Street rap — emotive, aggressive hip-hop that's explicitly about crime — was once the place of big booming personalities, but is now just an endless cycle of nearly anonymous grunters and boasters, epitomized by Rick Ross. So, why can't this sound simply go the way of '90s boom-bap? Something like Back $elling Crack renders Rich Forever obsolete.

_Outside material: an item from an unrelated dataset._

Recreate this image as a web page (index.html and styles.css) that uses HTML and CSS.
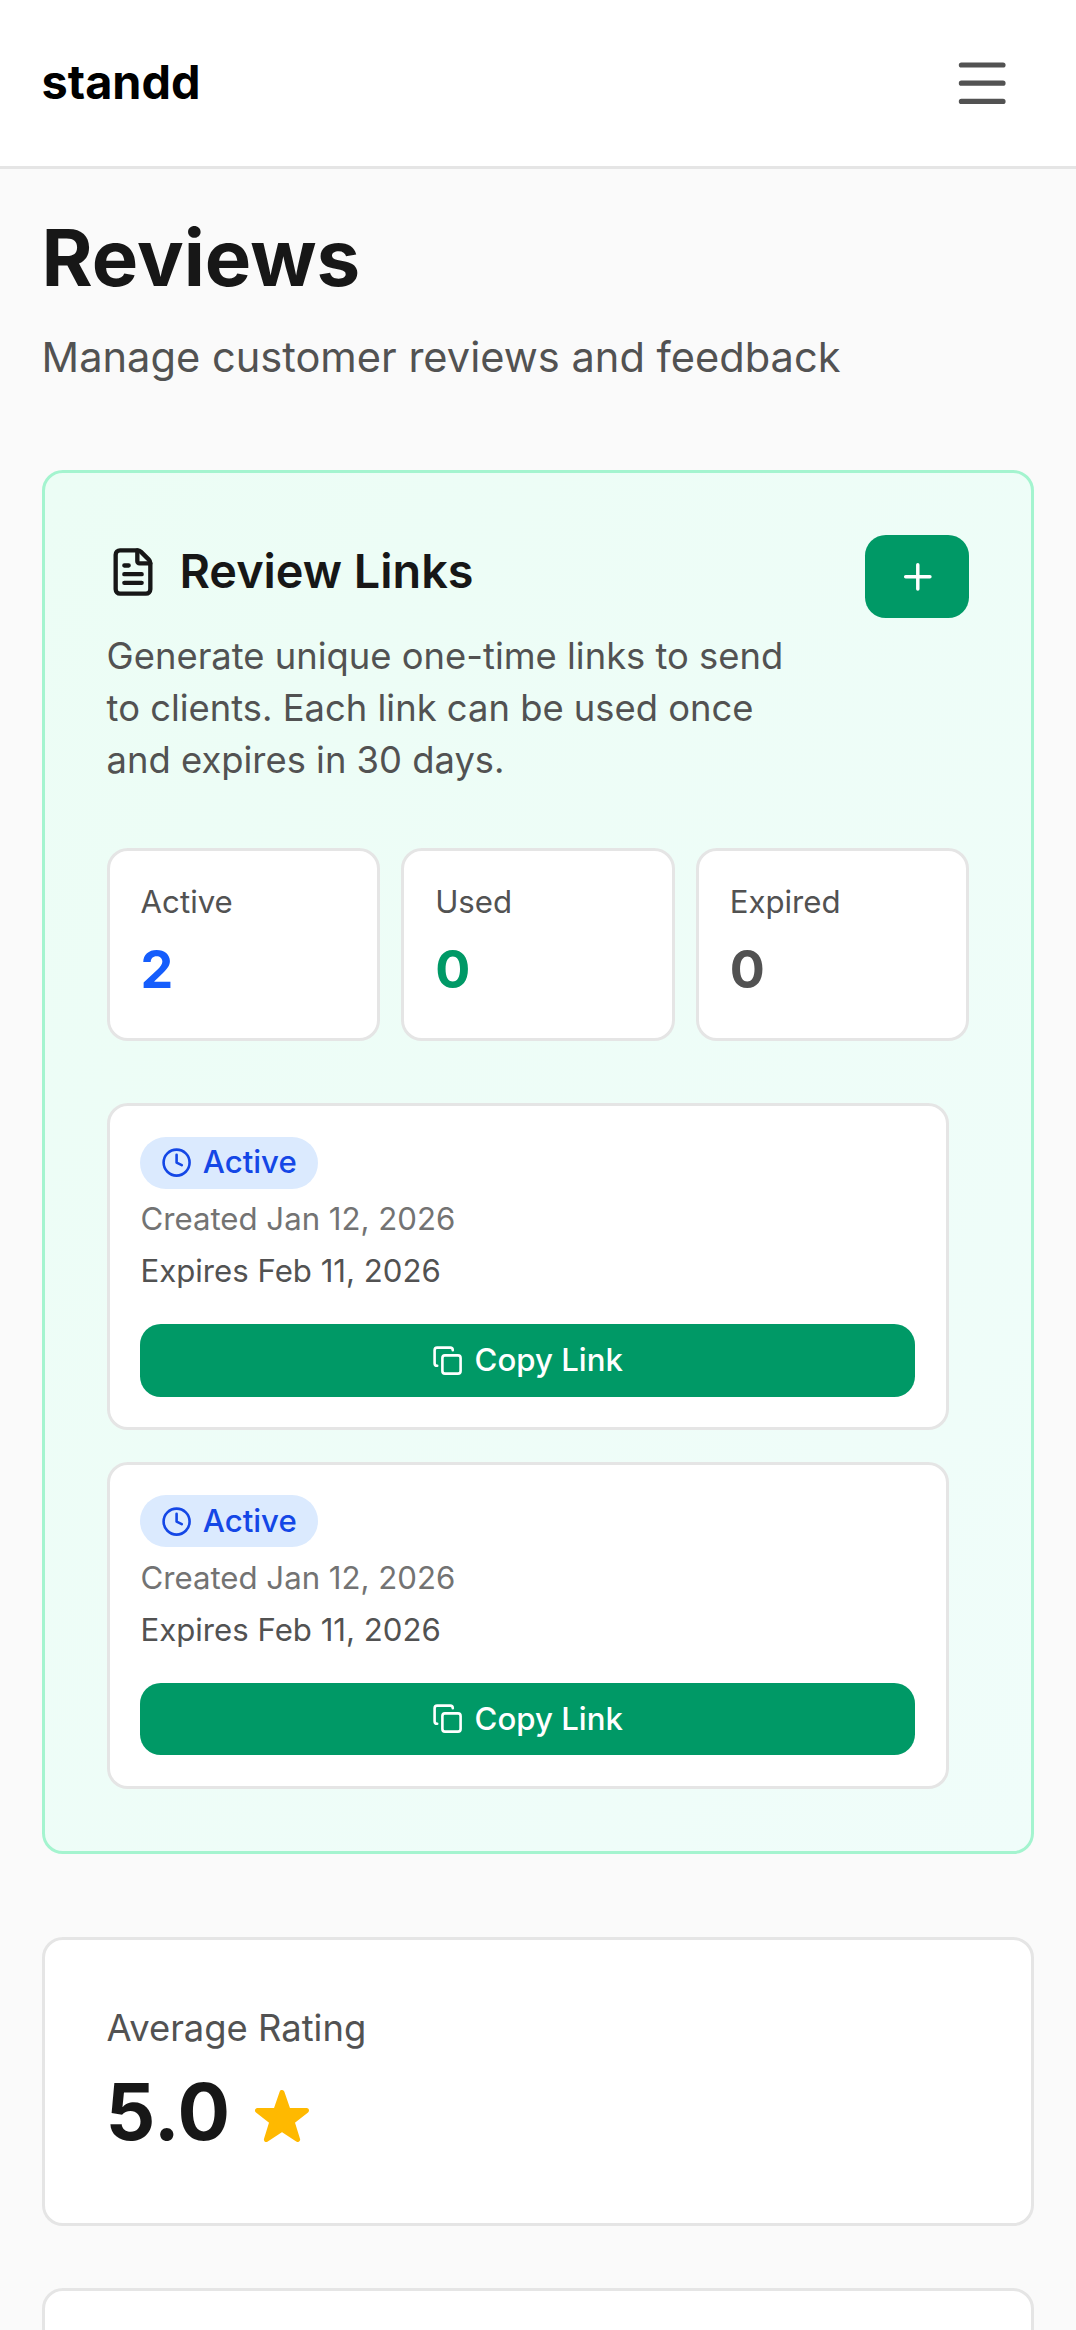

One quick final note (and a welcome affront to street-rap's tough-guy armor): Jay-Z's "Glory." The rapper who drew the blueprint for the Modern Rap Asshole — but has, to varying degrees of success, tried to correct that post-retirement — just released this goofily earnest song to his newborn daughter, Blue Ivy Carter. It's corny when it wants to be, because proud dads are corny ("You're my child with the child from Destiny's Child"), but the concept is shockingly vulnerable for the usually impervious MC (he's a rapper rapping about something that words admittedly cannot describe). And the song knows when to "go there," referencing a miscarriage and devoting some time to Jay's father who failed him on pretty much every level. It's that injection of pain, that decision to allow even the birth of his daughter be tainted by the cold reality of his past, that makes the song so touching, and perhaps, a death knell for grandiose thugging.